Whatever vision BYJU’s had, the competition seems to be taking forward. And that’s where the value in these acquisitions lie: Not in the BYJU’s brand, but the pieces that are still worth saving today. 

Yet the road ahead isn’t as easy as it looks. Because insolvency proceedings take time, and behind them are thousands of investors and stakeholders waiting for their dues. 

So let’s circle back to the mangoes for a moment. When you agree to buy the slightly old batch from the seller, you’re also agreeing to take the parts that are bruised, shrivelled, or unusable. That’s part of the bargain.

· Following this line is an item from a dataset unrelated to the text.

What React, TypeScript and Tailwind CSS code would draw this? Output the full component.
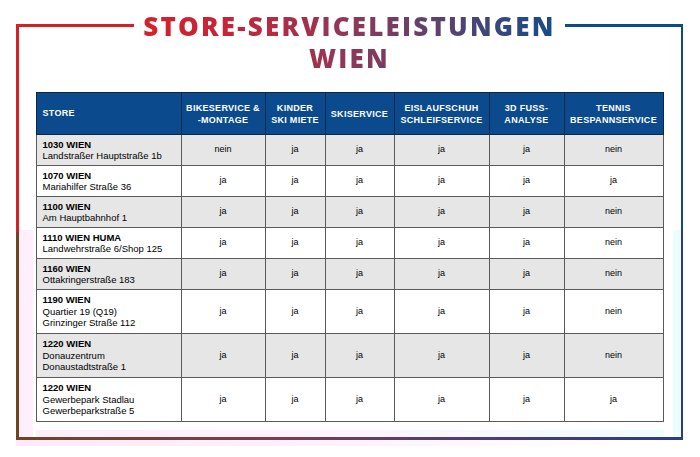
import React from "react";

type Row = {
    name: string;
    lines: string[];
    values: string[];
    tall?: boolean;
};

const rows: Row[] = [
    { name: "1030 WIEN", lines: ["Landstraßer Hauptstraße 1b"], values: ["nein", "ja", "ja", "ja", "ja", "nein"] },
    { name: "1070 WIEN", lines: ["Mariahilfer Straße 36"], values: ["ja", "ja", "ja", "ja", "ja", "ja"] },
    { name: "1100 WIEN", lines: ["Am Hauptbahnhof 1"], values: ["ja", "ja", "ja", "ja", "ja", "nein"] },
    { name: "1110 WIEN HUMA", lines: ["Landwehrstraße 6/Shop 125"], values: ["ja", "ja", "ja", "ja", "ja", "nein"] },
    { name: "1160 WIEN", lines: ["Ottakringerstraße 183"], values: ["ja", "ja", "ja", "ja", "ja", "nein"] },
    { name: "1190 WIEN", lines: ["Quartier 19 (Q19)", "Grinzinger Straße 112"], values: ["ja", "ja", "ja", "ja", "ja", "nein"], tall: true },
    { name: "1220 WIEN", lines: ["Donauzentrum", "Donaustadtstraße 1"], values: ["ja", "ja", "ja", "ja", "ja", "nein"], tall: true },
    { name: "1220 WIEN", lines: ["Gewerbepark Stadlau", "Gewerbeparkstraße 5"], values: ["ja", "ja", "ja", "ja", "ja", "ja"], tall: true },
];

const headers: { label: string[]; width: string }[] = [
    { label: ["BIKESERVICE &", "-MONTAGE"], width: "w-[84px]" },
    { label: ["KINDER", "SKI MIETE"], width: "w-[60px]" },
    { label: ["SKISERVICE"], width: "w-[69px]" },
    { label: ["EISLAUFSCHUH", "SCHLEIFSERVICE"], width: "w-[95px]" },
    { label: ["3D FUSS-", "ANALYSE"], width: "w-[75px]" },
    { label: ["TENNIS", "BESPANNSERVICE"], width: "w-[99px]" },
];

const ServiceTable = () => (
    <table className="w-[627px] table-fixed border-collapse font-['Liberation_Sans',Arial,sans-serif] text-[9.5px] text-black">
        <thead>
            <tr className="h-[42px] bg-[#0b4a8c] text-white">
                <th className="w-[145px] border border-[#0a2747] px-[6px] text-left text-[9px] font-bold tracking-[0.3px]">
                    STORE
                </th>
                {headers.map((h) => (
                    <th
                        key={h.label.join(" ")}
                        className={`${h.width} border border-[#0a2747] px-[2px] text-center text-[9px] font-bold leading-[12px] tracking-[0.3px]`}
                    >
                        {h.label.map((l) => (
                            <div key={l}>{l}</div>
                        ))}
                    </th>
                ))}
            </tr>
        </thead>
        <tbody>
            {rows.map((row, i) => (
                <tr
                    key={row.name + i}
                    className={`${row.tall ? "h-[44px]" : "h-[31px]"} ${i % 2 === 0 ? "bg-[#e6e6e6]" : "bg-white"}`}
                >
                    <td className="border border-[#5a5a5a] px-[6px] align-middle leading-[11.5px]">
                        <div className="font-bold">{row.name}</div>
                        {row.lines.map((l) => (
                            <div key={l}>{l}</div>
                        ))}
                    </td>
                    {row.values.map((v, j) => (
                        <td key={j} className="border border-[#5a5a5a] text-center align-middle text-[9px]">
                            {v}
                        </td>
                    ))}
                </tr>
            ))}
        </tbody>
    </table>
);

export default function App() {
    return (
        <div className="w-[700px] h-[457px] overflow-hidden bg-white pl-[16px] pt-[24px]">
            <div className="flex h-[416px] w-[667px] flex-col">
                <div className="flex flex-1">
                    {/* left edge */}
                    <div className="flex w-[3px] flex-col">
                        <div className="h-[208px] bg-[#d42027]" />
                        <div className="flex-1 bg-[#6d4520]" />
                    </div>

                    <div className="flex flex-1 flex-col">
                        <div className="-mt-[14px] flex items-start">
                            <div className="mt-[14px] h-[3px] flex-1 bg-[#d42027]" />
                            <h1 className="bg-[linear-gradient(90deg,#d8202a_0%,#c3253a_25%,#8e3858_50%,#5a4270_72%,#0e4c8c_100%)] bg-clip-text px-[9px] text-center font-['Open_Sans',sans-serif] text-[26px] font-extrabold leading-[32px] tracking-[2.2px] text-transparent">
                                <div>STORE-SERVICELEISTUNGEN</div>
                                <div>WIEN</div>
                            </h1>
                            <div className="mt-[14px] h-[3px] flex-1 bg-[#0d4a8c]" />
                        </div>

                        <div className="mt-[18px] flex flex-1">
                            <div className="flex w-[14px] flex-col">
                                <div className="h-[138px]" />
                                <div className="flex-1 bg-[#fdf0fc]" />
                            </div>
                            <div className="flex flex-1 flex-col pl-[3px]">
                                <ServiceTable />
                                <div className="mt-auto h-[7px] bg-[linear-gradient(90deg,#fdeefc,#fdf4fd_50%,#effdfd)]" />
                            </div>
                            <div className="flex w-[17px] flex-col">
                                <div className="h-[138px]" />
                                <div className="flex-1 bg-[linear-gradient(90deg,#ffffff_0%,#ffffff_50%,#ecfdfe_55%)]" />
                            </div>
                        </div>
                    </div>

                    {/* right edge */}
                    <div className="flex w-[3px] flex-col">
                        <div className="h-[208px] bg-[#0d4a8c]" />
                        <div className="flex-1 bg-[#2e3a8c]" />
                    </div>
                </div>
                <div className="h-[3px] bg-[linear-gradient(90deg,#6d4520,#7a3e4e_40%,#4a3c78_70%,#2e3a8c)]" />
            </div>
            <div className="h-[6px] w-[600px] bg-[linear-gradient(90deg,#fde9fb,#fdf3fd_60%,#ffffff)]" />
        </div>
    );
}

Sellers rarely agree to hand over only the best pieces — because from their perspective, the entire lot needs to be sold, and the leftovers have no value to them.

At the insolvency court, GLAS Trust Company is representing BYJU’s term loan B lenders, and their claim is the single largest of them all, tied to the $1.2 billion loan issued back in November 2021. The founders have contested this voting share, but GLAS Trust remains as the biggest voice of the insolvency proceedings. In insolvency, the biggest claim usually gets the loudest voice, which means that GLAS has veto power over the Committee of Creditors (CoC) - the panel of lenders who decide the fate of the company.

So even if UpGrad and the Manipal Group want the crown jewels, the final say doesn't lie with them - it’s with the CoC. Because in an insolvency process, the CoC doesn’t see offers based on the bidder, it’s based on which proposal recovers the most money for creditors. Here that’s not just the investors, it’s lenders and employees who haven’t seen salaries for a while.

So for now, all eyes are on the insolvency proceedings. Aakash and Great Learning may survive; TLPL may not. And only time will tell who walks away with what’s left.